À cet égard, M. Borrie – citant un rapport de M. Lewis A. Gunn, membre du conseil d’administration du Conseil consultatif – a d’abord suggéré de créer des commissions consultatives bilatérales de haut niveau sur le contrôle des armements, dotées d’objectifs et de mandats différents, l’une pour les États-Unis et la Fédération de Russie, l’autre pour les États-Unis et la Chine. Une autre piste à suivre, en particulier pour Washington et Moscou, consisterait à mettre à jour les mécanismes de prévention d’une guerre nucléaire hérités de la guerre froide. Il est aussi possible de renforcer les mesures émergentes entre les États-Unis et la Chine, notamment un cadre de communication et de réduction des conflits en cas de crise entre les armées des deux pays.

Comme deuxième voie, M. Borrie – citant toujours M. Gunn – a estimé qu’il fallait impliquer les trois protagonistes et d’autres pays. Dans le cadre du processus de dialogue sur la doctrine nucléaire, des mesures pourraient être explorées pour réduire les perceptions erronées et éviter les faux pas. Il faut également poursuivre l’idée de réaliser un code de conduite nucléaire ou stratégique. M. Dunn préconise aussi d’utiliser le processus du Traité de non-prolifération pour identifier des mesures de transparence et de renforcement de la confiance, et d’obtenir l’engagement des grandes puissances à les poursuivre. M. Borrie a cité, d’autre part, la proposition récente des États-Unis de créer un groupe de travail sur la création des conditions d’un désarmement nucléaire (Creating the Conditions of Nuclear Disarmament, CEND).
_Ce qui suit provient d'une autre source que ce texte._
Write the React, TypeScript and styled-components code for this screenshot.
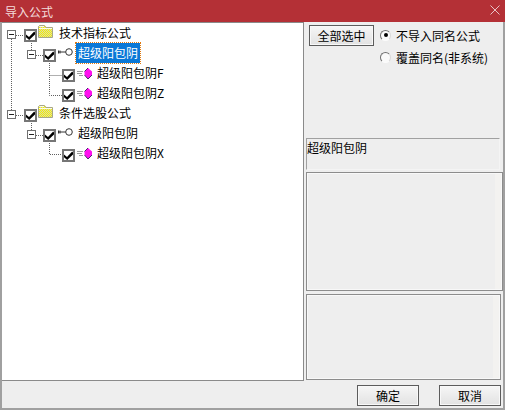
import React from 'react';
import styled, { createGlobalStyle } from 'styled-components';

const GlobalStyle = createGlobalStyle`
  html, body {
    margin: 0;
    padding: 0;
    width: 505px;
    height: 410px;
    overflow: hidden;
    background: #eeeeee;
    font-family: "Noto Sans CJK SC", "Liberation Sans", sans-serif;
    font-size: 12px;
    color: #000;
  }
`;

const Window = styled.div`
  width: 505px;
  height: 410px;
  display: flex;
  flex-direction: column;
  box-sizing: border-box;
  border-left: 2px solid #a0a0a0;
  border-right: 2px solid #a0a0a0;
  border-bottom: 2px solid #a0a0a0;
  background: #eeeeee;
`;

const TitleBar = styled.div`
  height: 22px;
  margin: 0 -2px;
  padding: 0 5px;
  display: flex;
  align-items: center;
  justify-content: space-between;
  background: #b43036;
  color: #f3dcdc;
  font-size: 12px;
  flex: none;
`;

const CloseGlyph = styled.svg`
  margin-top: -2px;
`;

const Body = styled.div`
  flex: 1;
  display: flex;
  flex-direction: column;
  min-height: 0;
`;

const Main = styled.div`
  height: 359px;
  display: flex;
  gap: 2px;
  flex: none;
`;

const TreePanel = styled.div`
  position: relative;
  width: 302px;
  box-sizing: border-box;
  background: #ffffff;
  border: 1px solid #8a8a8a;
  border-left: none;
  padding-top: 3px;
  flex: none;
`;

const Lines = styled.svg`
  position: absolute;
  left: 0;
  top: 0;
  pointer-events: none;
`;

const Row = styled.div<{ $level: number }>`
  position: relative;
  height: 20px;
  display: flex;
  align-items: flex-start;
  padding-left: ${(p) => p.$level * 19 + 22}px;
`;

const Expander = styled.span<{ $level: number }>`
  position: absolute;
  left: ${(p) => p.$level * 20 + 5}px;
  top: 4px;
  width: 9px;
  height: 9px;
  box-sizing: border-box;
  border: 1px solid #707070;
  background: #fff;
  display: flex;
  align-items: center;
  justify-content: center;
  &::after {
    content: '';
    width: 5px;
    height: 1px;
    background: #222;
  }
`;

const Check = styled.span`
  width: 13px;
  height: 13px;
  margin-top: 3px;
  box-sizing: border-box;
  border: 2px solid #767676;
  background: #fff;
  display: flex;
  align-items: center;
  justify-content: center;
  flex: none;
`;

const FolderSvg = styled.svg`
  flex: none;
  margin-left: 1px;
  margin-top: -1px;
`;

const KeySvg = styled.svg`
  flex: none;
  margin-left: 2px;
  margin-top: 2px;
`;

const FormulaSvg = styled.svg`
  flex: none;
  margin-left: 2px;
  margin-top: 2px;
`;

const Label = styled.span<{ $selected?: boolean; $gap: number }>`
  margin-left: ${(p) => p.$gap}px;
  margin-top: -3px;
  padding: 0 2px;
  height: 20px;
  line-height: 19px;
  box-sizing: border-box;
  white-space: nowrap;
  ${(p) =>
    p.$selected
      ? `background: #0a78d7; color: #fff; outline: 1px dotted #e07a10; outline-offset: 0;`
      : ''}
`;

const Side = styled.div`
  flex: 1;
  display: flex;
  flex-direction: column;
  min-width: 0;
`;

const TopControls = styled.div`
  height: 116px;
  padding: 3px 0 0 3px;
  box-sizing: border-box;
  display: flex;
  gap: 6px;
  flex: none;
`;

const PushButton = styled.button<{ $w: number }>`
  width: ${(p) => p.$w}px;
  height: 21px;
  padding: 0;
  box-sizing: border-box;
  border: 1px solid #5c5c5c;
  box-shadow: inset 0 0 0 1px #f8f8f8;
  background: linear-gradient(#f6f6f6, #e2e2e2);
  font: inherit;
  color: #000;
  flex: none;
`;

const RadioGroup = styled.div`
  display: flex;
  flex-direction: column;
  gap: 2px;
`;

const RadioRow = styled.div`
  height: 20px;
  display: flex;
  align-items: center;
  gap: 5px;
  white-space: nowrap;
`;

const RadioDot = styled.span<{ $on?: boolean }>`
  width: 11px;
  height: 11px;
  border-radius: 50%;
  box-sizing: border-box;
  border: 1px solid;
  border-color: #707070 #d8d8d8 #fbfbfb #707070;
  background: #fafafa;
  display: flex;
  align-items: center;
  justify-content: center;
  &::after {
    content: '';
    width: 4px;
    height: 4px;
    border-radius: 50%;
    background: ${(p) => (p.$on ? '#000' : 'transparent')};
  }
`;

const NamePanel = styled.div`
  height: 32px;
  margin-right: 3px;
  box-sizing: border-box;
  border: 1px solid #a0a0a0;
  border-bottom-color: #f4f4f4;
  border-right-color: #f4f4f4;
  line-height: 18px;
  flex: none;
`;

const GroupPanel = styled.div<{ $h: number; $mt: number; $mr: number }>`
  height: ${(p) => p.$h}px;
  margin-top: ${(p) => p.$mt}px;
  margin-right: ${(p) => p.$mr}px;
  box-sizing: border-box;
  border: 1px solid #8c8c8c;
  box-shadow: inset 0 0 0 1px #f8f8f8;
  background: linear-gradient(90deg, #eeeeee 0 96.5%, #f3f2f0 96.5%);
  flex: none;
`;

const Footer = styled.div`
  flex: 1;
  display: flex;
  justify-content: flex-end;
  align-items: flex-start;
  gap: 20px;
  padding: 4px 2px 0 0;
`;

const CheckMark = () => (
  <svg width="9" height="9" viewBox="0 0 9 9">
    <path d="M0 3.6 L3 6 L8.2 0.6 L9 1.4 V3.4 L3.2 9 L0 6.2 Z" fill="#000" />
  </svg>
);

const FolderIcon = () => (
  <FolderSvg width="15" height="13" viewBox="0 0 15 13">
    <defs>
      <pattern id="dither" width="2" height="2" patternUnits="userSpaceOnUse">
        <rect width="2" height="2" fill="#f6f000" />
        <rect width="1" height="1" fill="#d8d8b0" />
        <rect x="1" y="1" width="1" height="1" fill="#d8d8b0" />
      </pattern>
    </defs>
    <path d="M0.5 12.5 V1.5 L1.5 0.5 H6.5 L8 2.5 H14.5 V12.5 Z" fill="url(#dither)" stroke="#a8a888" />
    <path d="M1.5 1.5 H6 M1 3.5 H14" stroke="#fdfde8" />
  </FolderSvg>
);

const KeyIcon = () => (
  <KeySvg width="15" height="8" viewBox="0 0 15 8">
    <path d="M0.5 2.5 V5.5 M2 2.5 V5.5 M1 4 H8" stroke="#333" strokeWidth="1" fill="none" />
    <circle cx="11" cy="4" r="3.3" fill="#fff" stroke="#333" />
  </KeySvg>
);

const FormulaIcon = () => (
  <FormulaSvg width="15" height="11" viewBox="0 0 15 11">
    <path d="M0 3.5 H6 M0 5.5 H5 M2 7.5 H6" stroke="#9a9a9a" strokeWidth="1" fill="none" />
    <path d="M11 0 L15 3.5 V7 L11 11 L7.5 7 V3.5 Z" fill="#ff10f0" />
    <path d="M7.5 7 L11 11 L15 7 M11 0 L7.5 3.5" stroke="#4a2a70" strokeWidth="1" fill="none" />
  </FormulaSvg>
);

type TreeNode = {
  level: number;
  kind: 'folder' | 'key' | 'formula';
  text: string;
  selected?: boolean;
};

const nodes: TreeNode[] = [
  { level: 0, kind: 'folder', text: '技术指标公式' },
  { level: 1, kind: 'key', text: '超级阳包阴', selected: true },
  { level: 2, kind: 'formula', text: '超级阳包阴F' },
  { level: 2, kind: 'formula', text: '超级阳包阴Z' },
  { level: 0, kind: 'folder', text: '条件选股公式' },
  { level: 1, kind: 'key', text: '超级阳包阴' },
  { level: 2, kind: 'formula', text: '超级阳包阴X' },
];

const gaps = { folder: 4, key: 3, formula: 3 };

const App: React.FC = () => {
  return (
    <>
      <GlobalStyle />
      <Window>
        <TitleBar>
          <span>导入公式</span>
          <CloseGlyph width="10" height="10" viewBox="0 0 10 10">
            <path d="M0.5 0.5 L9.5 9.5 M9.5 0.5 L0.5 9.5" stroke="#e8c4c6" strokeWidth="1" />
          </CloseGlyph>
        </TitleBar>
        <Body>
          <Main>
            <TreePanel>
              <Lines width="160" height="160">
                <path
                  d="M9.5 16 V87 M14 12.5 H22 M14 92.5 H22 M29.5 20 V28 M34 32.5 H41 M29.5 100 V108 M34 112.5 H41 M47.5 40 V72.5 H60 M47.5 52.5 H60 M47.5 120 V131.5 H60"
                  stroke="#606060"
                  strokeDasharray="1 1"
                  fill="none"
                />
              </Lines>
              {nodes.map((node) => (
                <Row key={node.text + node.level + node.kind} $level={node.level}>
                  {node.level < 2 && <Expander $level={node.level} />}
                  <Check>
                    <CheckMark />
                  </Check>
                  {node.kind === 'folder' && <FolderIcon />}
                  {node.kind === 'key' && <KeyIcon />}
                  {node.kind === 'formula' && <FormulaIcon />}
                  <Label $selected={node.selected} $gap={gaps[node.kind]}>
                    {node.text}
                  </Label>
                </Row>
              ))}
            </TreePanel>
            <Side>
              <TopControls>
                <PushButton $w={65}>全部选中</PushButton>
                <RadioGroup>
                  <RadioRow>
                    <RadioDot $on />
                    不导入同名公式
                  </RadioRow>
                  <RadioRow>
                    <RadioDot />
                    覆盖同名(非系统)
                  </RadioRow>
                </RadioGroup>
              </TopControls>
              <NamePanel>超级阳包阴</NamePanel>
              <GroupPanel $h={119} $mt={2} $mr={0} />
              <GroupPanel $h={86} $mt={3} $mr={2} />
            </Side>
          </Main>
          <Footer>
            <PushButton $w={62}>确定</PushButton>
            <PushButton $w={62}>取消</PushButton>
          </Footer>
        </Body>
      </Window>
    </>
  );
};

export default App;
Enfin, comme troisième voie, M. Dunn envisage certaines actions que pourrait prendre le Secrétaire général des Nations Unies. Parmi elles, le recours à l’article 99 de la Charte des Nations Unies qui permet au Secrétaire général d’« attirer l'attention du Conseil de sécurité sur toute affaire qui, à son avis, pourrait mettre en danger le maintien de la paix et de la sécurité internationales ». Le Secrétaire général pourrait également prendre d’autres mesures qui viseraient à trouver une meilleure voie à suivre, comme par exemple réunir d’anciens militaires, fonctionnaires et experts des trois protagonistes pour évaluer comment préserver le régime bilatéral de contrôle des armements, s’agissant des États-Unis et de la Fédération de Russie ; et comment faire avancer un processus de « réassurance stratégique » entre la Chine et les États-Unis.

M. Borrie, pour conclure, a expliqué que ce qui compte le plus, c’est de commencer à parler, et de prendre ensuite des mesures pour inverser la tendance actuelle. Le succès ouvrira à son tour d’autres possibilités de relancer la recherche d’une vision à long terme du désarmement nucléaire.